A Speech Emotion Recognition Approach Using Discrete Wavelet Transform and Deep Learning Techniques in a Brazilian Portuguese Corpus
NEW
The study of emotion encompasses the human mind's cognitive processes and psychological states. With the rapid advancement and declining costs of technology, researchers have become increasingly focused on capturing voice, gestures, facial expressions, and other expressions of emotion.

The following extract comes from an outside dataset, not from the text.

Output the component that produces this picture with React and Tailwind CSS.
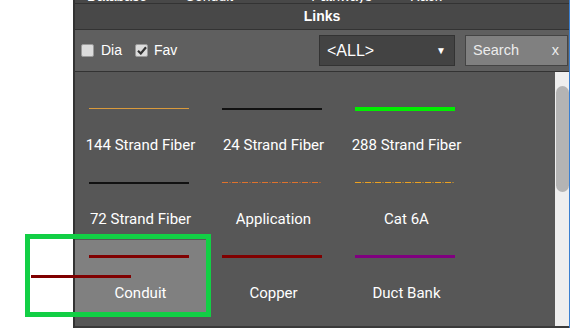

In this study, we combine a Deep Learning model with the Wavelet Transform technique for the task of Speech Emotion Recognition, which aims to detect and identify emotions in informal and spontaneous speech, part of a Brazilian-Portuguese corpus, achieving a macro F1-score of 0.566 and a ROC-AUC score of 0.7217 on the CORAA database, while surpassing the results achieved in another work presented at the International Conference on Computational Processing of Portuguese Language 2022, which uses the same architecture together with transfer learning techniques, by up to 11% macro F1. Our methodology integrates a deep learning model with advanced signal processing techniques. Specifically, we leverage a pre-trained large-scale neural network architecture tailored for audio analysis, incorporating Discrete Wavelet Transform and Mel Spectrogram features to enhance the model’s performance. Additionally, we apply the SpecAugment technique for effective data augmentation. Our approach is positioned as the second-best overall and the top-performing method among those that do not utilize open-set techniques, such as using other datasets or using transfer learning techniques during the model training, while being one of the few works that excelled the proposed baselines when compared with the works presented at the event.